§ Prompt: Scan the lines below for the string "this" and copy every one that has it.
--- Start of Material provided ---
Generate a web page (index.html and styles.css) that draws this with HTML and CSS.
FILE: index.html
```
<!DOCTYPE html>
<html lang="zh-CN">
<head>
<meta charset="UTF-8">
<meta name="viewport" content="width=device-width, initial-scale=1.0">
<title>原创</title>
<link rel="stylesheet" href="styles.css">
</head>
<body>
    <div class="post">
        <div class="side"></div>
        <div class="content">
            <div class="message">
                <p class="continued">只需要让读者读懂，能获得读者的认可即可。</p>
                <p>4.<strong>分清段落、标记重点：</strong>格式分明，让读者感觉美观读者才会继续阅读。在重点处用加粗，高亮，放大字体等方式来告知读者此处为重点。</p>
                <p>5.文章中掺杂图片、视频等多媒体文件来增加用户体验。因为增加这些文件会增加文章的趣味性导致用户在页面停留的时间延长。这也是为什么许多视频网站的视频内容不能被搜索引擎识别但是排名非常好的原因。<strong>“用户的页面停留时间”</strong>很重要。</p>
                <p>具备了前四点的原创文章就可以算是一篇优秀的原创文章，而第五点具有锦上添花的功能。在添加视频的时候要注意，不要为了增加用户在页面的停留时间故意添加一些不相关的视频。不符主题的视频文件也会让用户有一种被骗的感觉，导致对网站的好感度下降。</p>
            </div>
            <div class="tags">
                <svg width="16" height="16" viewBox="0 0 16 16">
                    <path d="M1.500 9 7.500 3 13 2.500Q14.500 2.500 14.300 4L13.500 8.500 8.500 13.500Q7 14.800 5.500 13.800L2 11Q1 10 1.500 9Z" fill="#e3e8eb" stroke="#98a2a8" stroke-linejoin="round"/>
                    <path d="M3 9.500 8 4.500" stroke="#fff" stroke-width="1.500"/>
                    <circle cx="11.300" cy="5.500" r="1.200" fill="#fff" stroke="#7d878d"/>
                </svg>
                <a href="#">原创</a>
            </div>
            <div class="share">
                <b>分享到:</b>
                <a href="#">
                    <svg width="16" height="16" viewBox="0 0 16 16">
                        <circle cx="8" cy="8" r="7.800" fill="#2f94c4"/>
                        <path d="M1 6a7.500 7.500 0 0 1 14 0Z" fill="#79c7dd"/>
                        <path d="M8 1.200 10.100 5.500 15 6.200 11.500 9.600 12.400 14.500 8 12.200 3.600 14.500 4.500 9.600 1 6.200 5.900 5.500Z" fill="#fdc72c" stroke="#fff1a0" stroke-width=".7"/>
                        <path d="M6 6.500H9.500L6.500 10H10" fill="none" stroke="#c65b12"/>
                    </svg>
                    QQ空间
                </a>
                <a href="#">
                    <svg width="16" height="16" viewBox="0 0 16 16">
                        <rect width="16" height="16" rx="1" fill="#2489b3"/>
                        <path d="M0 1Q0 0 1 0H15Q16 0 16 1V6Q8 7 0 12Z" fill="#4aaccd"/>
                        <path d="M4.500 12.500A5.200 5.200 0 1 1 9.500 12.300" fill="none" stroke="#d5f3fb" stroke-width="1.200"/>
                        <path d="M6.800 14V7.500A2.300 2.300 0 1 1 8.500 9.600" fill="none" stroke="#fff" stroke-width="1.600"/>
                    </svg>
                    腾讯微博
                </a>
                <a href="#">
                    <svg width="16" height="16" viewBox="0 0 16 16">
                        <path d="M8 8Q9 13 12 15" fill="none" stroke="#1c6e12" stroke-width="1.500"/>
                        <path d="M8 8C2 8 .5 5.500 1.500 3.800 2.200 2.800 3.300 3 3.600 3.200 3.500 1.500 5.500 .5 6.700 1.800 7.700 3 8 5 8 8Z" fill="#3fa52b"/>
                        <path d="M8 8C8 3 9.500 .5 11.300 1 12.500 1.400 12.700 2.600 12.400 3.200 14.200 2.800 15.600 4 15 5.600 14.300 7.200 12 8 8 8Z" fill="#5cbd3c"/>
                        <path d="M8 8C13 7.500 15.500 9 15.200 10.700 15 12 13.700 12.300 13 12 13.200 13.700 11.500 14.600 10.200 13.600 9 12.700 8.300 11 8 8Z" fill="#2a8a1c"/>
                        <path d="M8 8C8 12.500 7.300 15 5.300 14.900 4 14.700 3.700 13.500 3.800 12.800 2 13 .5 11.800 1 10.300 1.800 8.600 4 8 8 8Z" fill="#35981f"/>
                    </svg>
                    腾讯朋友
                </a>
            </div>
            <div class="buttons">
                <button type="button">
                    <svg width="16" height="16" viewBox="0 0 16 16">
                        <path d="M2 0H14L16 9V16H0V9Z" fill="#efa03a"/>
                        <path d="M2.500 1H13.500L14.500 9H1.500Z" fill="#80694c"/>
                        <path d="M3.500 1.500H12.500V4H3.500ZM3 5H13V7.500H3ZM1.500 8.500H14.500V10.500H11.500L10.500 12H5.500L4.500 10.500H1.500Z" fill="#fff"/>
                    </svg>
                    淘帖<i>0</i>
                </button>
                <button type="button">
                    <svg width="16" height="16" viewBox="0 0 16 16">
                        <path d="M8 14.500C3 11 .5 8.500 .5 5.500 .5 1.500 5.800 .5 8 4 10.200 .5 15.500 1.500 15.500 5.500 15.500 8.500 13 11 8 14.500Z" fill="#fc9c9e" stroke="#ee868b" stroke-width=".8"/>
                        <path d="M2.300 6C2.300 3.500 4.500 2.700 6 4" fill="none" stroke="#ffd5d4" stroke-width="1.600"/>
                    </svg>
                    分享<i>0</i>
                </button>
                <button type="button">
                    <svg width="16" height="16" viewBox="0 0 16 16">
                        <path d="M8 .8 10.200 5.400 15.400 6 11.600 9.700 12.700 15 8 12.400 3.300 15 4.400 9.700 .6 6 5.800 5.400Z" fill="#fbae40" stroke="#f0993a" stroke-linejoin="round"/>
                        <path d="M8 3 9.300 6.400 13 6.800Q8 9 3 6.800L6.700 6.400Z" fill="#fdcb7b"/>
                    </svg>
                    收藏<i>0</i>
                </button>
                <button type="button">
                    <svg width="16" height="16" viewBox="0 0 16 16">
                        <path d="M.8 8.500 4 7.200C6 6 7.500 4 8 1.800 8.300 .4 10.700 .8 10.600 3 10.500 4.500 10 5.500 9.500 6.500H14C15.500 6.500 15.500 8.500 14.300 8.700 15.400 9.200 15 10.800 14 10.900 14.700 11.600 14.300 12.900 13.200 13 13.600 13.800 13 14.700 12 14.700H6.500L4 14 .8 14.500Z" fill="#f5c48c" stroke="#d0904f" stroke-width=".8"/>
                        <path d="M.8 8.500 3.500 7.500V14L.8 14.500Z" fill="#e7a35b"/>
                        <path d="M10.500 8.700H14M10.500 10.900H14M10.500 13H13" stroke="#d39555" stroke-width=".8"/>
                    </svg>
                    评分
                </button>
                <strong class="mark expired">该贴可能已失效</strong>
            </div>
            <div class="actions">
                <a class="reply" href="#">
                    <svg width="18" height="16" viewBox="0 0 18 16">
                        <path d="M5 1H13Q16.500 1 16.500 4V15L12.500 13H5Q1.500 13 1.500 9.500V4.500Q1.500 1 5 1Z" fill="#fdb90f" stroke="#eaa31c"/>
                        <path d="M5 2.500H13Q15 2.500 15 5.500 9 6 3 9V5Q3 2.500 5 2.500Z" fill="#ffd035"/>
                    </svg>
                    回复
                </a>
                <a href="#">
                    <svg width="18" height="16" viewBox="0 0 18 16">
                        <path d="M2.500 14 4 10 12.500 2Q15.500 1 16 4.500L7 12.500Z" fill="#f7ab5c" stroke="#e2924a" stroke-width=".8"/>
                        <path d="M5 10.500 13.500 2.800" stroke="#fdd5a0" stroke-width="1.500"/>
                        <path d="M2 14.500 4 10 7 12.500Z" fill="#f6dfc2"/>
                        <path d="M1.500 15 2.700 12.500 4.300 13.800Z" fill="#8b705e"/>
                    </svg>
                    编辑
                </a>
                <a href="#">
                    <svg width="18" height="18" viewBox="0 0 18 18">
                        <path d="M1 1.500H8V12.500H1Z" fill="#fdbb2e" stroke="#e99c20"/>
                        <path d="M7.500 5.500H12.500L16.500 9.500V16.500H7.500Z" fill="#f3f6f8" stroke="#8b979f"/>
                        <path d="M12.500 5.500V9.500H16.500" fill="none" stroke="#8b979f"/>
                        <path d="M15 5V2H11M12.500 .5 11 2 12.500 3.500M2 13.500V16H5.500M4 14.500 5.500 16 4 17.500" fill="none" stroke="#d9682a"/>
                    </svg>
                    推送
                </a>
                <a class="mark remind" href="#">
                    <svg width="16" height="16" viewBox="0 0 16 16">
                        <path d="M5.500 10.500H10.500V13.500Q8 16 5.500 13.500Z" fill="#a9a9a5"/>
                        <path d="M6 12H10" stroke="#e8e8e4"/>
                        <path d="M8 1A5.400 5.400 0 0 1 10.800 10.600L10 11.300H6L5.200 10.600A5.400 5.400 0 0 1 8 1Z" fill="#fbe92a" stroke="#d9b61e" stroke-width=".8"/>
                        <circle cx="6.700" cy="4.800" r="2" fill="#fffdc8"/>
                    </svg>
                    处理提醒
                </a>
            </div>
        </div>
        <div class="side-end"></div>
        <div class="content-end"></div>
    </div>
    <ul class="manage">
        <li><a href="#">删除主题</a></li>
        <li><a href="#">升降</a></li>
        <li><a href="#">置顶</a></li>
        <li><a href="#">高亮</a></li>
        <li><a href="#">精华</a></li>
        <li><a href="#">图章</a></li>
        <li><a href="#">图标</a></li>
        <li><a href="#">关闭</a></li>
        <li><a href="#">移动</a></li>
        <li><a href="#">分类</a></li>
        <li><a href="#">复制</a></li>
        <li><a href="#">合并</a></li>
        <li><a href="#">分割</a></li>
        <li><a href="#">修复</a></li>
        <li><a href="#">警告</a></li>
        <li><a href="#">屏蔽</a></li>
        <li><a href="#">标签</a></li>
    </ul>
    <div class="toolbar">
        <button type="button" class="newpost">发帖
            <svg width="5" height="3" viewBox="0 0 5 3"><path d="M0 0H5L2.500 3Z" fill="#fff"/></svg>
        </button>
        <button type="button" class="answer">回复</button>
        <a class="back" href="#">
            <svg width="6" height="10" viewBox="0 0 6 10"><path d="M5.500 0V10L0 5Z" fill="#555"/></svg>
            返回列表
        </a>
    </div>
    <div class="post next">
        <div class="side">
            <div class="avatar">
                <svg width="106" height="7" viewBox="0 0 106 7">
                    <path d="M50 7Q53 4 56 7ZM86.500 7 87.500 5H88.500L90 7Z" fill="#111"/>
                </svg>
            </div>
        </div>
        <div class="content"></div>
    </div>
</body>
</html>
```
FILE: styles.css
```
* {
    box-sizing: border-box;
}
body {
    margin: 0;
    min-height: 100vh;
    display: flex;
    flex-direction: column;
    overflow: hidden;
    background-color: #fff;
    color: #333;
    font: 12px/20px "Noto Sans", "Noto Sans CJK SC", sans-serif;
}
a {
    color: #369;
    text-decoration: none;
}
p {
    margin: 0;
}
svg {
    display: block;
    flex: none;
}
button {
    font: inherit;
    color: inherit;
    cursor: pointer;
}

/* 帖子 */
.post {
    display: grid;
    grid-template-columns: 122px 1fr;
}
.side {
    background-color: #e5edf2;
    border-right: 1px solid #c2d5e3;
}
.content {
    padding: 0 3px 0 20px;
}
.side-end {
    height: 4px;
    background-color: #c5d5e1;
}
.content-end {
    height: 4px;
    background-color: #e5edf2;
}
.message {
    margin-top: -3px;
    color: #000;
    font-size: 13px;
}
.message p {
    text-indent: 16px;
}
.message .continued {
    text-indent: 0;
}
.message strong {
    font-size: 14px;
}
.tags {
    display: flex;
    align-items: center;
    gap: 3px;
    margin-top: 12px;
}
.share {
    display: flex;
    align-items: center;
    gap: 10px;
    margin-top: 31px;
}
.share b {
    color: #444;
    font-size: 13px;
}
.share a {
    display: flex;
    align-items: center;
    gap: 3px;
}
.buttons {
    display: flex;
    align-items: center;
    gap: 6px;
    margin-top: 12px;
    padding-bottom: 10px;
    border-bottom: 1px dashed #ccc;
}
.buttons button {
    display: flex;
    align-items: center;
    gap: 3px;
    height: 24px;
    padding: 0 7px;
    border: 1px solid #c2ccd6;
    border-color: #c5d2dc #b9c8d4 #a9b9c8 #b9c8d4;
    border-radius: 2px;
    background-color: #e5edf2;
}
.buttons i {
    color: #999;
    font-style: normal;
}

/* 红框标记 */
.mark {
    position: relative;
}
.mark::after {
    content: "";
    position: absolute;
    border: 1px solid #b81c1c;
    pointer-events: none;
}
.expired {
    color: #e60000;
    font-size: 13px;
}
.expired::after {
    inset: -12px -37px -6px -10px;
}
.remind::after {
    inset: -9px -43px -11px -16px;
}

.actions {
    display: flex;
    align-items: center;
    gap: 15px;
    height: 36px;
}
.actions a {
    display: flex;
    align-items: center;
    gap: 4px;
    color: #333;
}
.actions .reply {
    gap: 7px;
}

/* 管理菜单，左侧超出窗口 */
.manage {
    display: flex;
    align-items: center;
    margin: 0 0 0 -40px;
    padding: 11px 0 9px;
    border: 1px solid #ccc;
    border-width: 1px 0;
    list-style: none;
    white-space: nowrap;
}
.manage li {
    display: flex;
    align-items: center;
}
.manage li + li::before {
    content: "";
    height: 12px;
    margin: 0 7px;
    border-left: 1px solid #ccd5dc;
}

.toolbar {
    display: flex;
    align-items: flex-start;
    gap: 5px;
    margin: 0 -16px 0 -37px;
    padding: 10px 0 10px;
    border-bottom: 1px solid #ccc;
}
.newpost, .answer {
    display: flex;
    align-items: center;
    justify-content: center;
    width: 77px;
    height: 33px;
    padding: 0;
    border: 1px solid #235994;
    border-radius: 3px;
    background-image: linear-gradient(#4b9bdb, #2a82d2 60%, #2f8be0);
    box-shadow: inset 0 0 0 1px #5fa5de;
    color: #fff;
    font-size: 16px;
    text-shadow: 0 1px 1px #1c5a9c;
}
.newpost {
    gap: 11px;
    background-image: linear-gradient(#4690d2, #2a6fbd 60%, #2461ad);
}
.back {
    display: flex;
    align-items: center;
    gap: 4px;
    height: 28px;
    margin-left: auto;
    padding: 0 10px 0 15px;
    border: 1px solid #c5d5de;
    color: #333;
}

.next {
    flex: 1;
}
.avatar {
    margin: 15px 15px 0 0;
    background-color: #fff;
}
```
--- End of Material provided ---
--- Start of Material provided ---
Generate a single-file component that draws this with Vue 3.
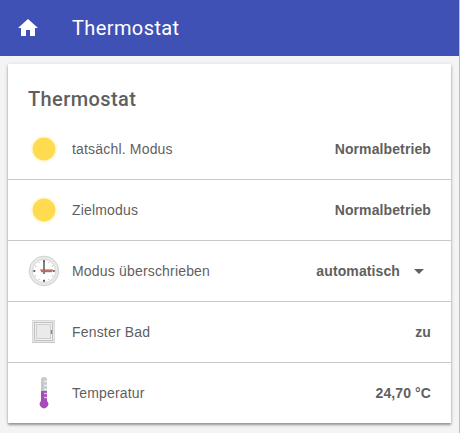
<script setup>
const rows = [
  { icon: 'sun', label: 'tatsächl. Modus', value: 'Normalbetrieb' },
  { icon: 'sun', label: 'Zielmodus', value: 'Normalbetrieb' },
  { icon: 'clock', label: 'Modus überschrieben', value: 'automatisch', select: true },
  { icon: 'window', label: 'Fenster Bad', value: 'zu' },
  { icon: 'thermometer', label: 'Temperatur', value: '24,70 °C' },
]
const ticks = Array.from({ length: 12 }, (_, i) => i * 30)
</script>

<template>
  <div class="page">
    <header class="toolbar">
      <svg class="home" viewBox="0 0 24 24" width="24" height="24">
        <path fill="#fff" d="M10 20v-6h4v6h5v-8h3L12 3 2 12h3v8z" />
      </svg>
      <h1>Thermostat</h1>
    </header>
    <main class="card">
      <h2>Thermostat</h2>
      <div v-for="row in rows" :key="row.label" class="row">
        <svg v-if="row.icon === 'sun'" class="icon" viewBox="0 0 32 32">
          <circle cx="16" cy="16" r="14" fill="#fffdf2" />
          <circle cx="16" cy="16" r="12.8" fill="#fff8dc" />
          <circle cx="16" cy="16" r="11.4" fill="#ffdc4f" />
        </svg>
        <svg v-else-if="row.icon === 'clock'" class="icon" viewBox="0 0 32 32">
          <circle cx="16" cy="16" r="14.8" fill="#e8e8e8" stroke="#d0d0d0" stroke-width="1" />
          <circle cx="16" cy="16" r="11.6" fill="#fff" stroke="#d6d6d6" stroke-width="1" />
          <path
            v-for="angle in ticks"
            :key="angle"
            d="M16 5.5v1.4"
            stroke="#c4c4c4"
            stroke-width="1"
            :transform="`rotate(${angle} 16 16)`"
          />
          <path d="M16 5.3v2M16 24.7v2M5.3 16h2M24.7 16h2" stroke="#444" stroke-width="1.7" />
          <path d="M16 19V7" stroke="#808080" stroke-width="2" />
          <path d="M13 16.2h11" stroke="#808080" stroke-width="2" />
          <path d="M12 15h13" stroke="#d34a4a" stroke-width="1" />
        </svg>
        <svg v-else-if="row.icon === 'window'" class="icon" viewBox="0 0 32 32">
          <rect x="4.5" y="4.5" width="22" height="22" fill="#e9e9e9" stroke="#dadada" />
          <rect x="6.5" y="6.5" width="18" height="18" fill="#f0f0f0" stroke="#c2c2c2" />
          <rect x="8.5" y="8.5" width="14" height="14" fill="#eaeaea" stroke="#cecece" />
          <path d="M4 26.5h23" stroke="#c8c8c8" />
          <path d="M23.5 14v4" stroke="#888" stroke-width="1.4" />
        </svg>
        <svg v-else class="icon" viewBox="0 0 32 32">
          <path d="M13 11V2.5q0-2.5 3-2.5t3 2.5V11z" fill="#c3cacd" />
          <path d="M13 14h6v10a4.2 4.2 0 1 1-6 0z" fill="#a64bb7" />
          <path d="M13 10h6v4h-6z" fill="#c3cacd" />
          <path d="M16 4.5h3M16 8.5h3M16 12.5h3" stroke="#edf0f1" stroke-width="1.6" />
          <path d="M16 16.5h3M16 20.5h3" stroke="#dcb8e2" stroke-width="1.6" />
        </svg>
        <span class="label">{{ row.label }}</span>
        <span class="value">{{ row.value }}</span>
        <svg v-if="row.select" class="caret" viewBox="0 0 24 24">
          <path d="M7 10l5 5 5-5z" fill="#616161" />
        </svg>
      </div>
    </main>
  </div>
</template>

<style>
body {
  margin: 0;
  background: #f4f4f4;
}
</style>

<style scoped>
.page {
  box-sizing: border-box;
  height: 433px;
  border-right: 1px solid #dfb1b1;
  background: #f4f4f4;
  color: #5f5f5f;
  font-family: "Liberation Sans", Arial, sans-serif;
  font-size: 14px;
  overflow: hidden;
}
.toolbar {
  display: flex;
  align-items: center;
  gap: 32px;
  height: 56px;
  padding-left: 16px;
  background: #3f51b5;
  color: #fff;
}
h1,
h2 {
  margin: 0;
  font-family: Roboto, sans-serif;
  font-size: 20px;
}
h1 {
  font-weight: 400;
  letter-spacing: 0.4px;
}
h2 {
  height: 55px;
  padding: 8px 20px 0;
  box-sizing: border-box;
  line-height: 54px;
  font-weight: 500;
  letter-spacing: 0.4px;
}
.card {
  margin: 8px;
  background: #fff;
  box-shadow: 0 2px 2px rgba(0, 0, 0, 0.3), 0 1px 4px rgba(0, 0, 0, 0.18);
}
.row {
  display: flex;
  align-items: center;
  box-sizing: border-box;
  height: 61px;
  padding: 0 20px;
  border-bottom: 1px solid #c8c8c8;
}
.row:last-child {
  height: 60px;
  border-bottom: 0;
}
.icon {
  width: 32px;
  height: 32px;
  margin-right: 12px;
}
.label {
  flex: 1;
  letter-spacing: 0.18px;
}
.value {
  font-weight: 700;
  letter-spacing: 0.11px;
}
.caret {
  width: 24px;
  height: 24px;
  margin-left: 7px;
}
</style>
--- End of Material provided ---
§ The answer:
Generate a web page (index.html and styles.css) that draws this with HTML and CSS.
Generate a single-file component that draws this with Vue 3.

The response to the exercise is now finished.